Hey guys I am trying to work with selenium using threads. My code is :-
import threading as th
import time
import base64
import mysql.connector as mysql
import requests
from bs4 import BeautifulSoup
from seleniumwire import webdriver
from selenium.webdriver.chrome.options import Options
from functions import *
options = Options()
prefs = {'profile.default_content_setting_values': {'images': 2,'popups': 2, 'geolocation': 2,
'notifications': 2, 'auto_select_certificate': 2, 'fullscreen': 2,
'mouselock': 2, 'mixed_script': 2, 'media_stream': 2,
'media_stream_mic': 2, 'media_stream_camera': 2, 'protocol_handlers': 2,
'ppapi_broker': 2, 'automatic_downloads': 2, 'midi_sysex': 2,
'push_messaging': 2, 'ssl_cert_decisions': 2, 'metro_switch_to_desktop': 2,
'protected_media_identifier': 2, 'app_banner': 2, 'site_engagement': 2,
'durable_storage': 2}}
print('Crawling process started')
options.add_experimental_option('prefs', prefs)

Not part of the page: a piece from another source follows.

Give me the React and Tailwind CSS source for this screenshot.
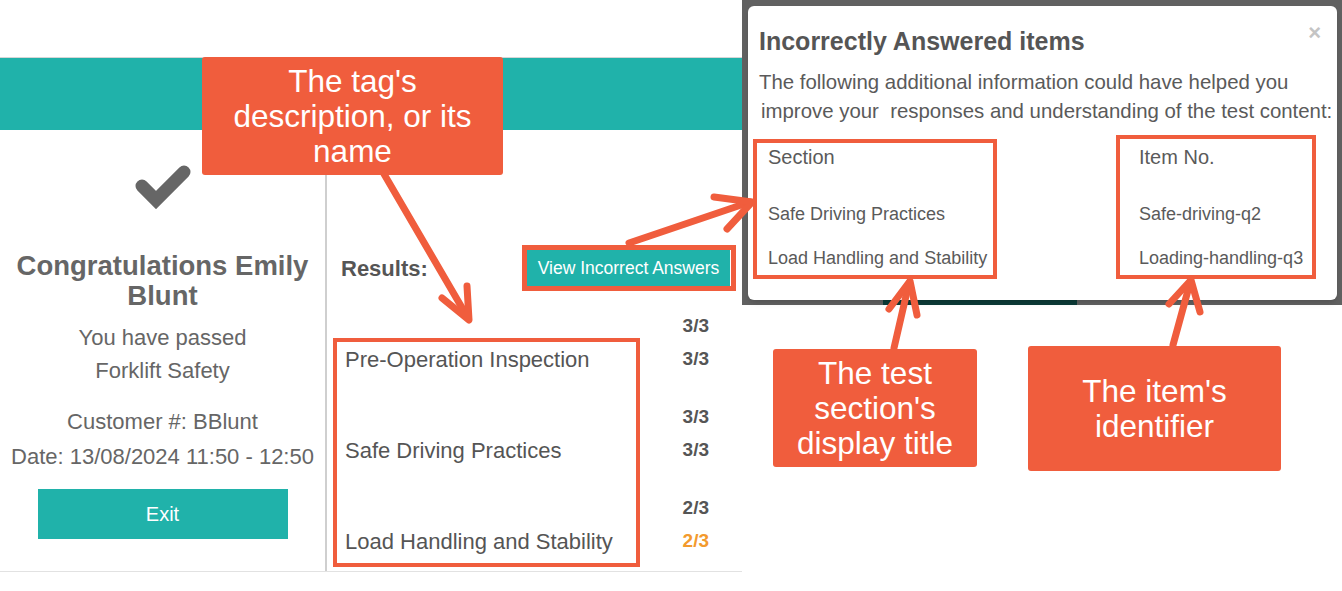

driver = webdriver.Chrome(executable_path='chromedriver.exe', options=options)
driver.set_page_load_timeout(50000)
urls='https://google.com https://youtube.com'
def getinf(url_):
driver.get(url_)
soup=BeautifulSoup(driver.page_source, 'html5lib')
print(soup.select('title'))
for url in urls.split():
t=th.Thread(target=getinf, args=(url,))
t.start()
When the script run the tabs are not opened at once as I expected(from threads) instead the process is done one by one and the title of last url(https://youtube.com) is only printed. when I try Multiprocessing , program crashes many times. I am making a web crawler and some websites(like twitter) requires JavaScript for showing content, so I can't use requests or urllib as well. What can be the solution for this. Any other library suggestion will be welcomed.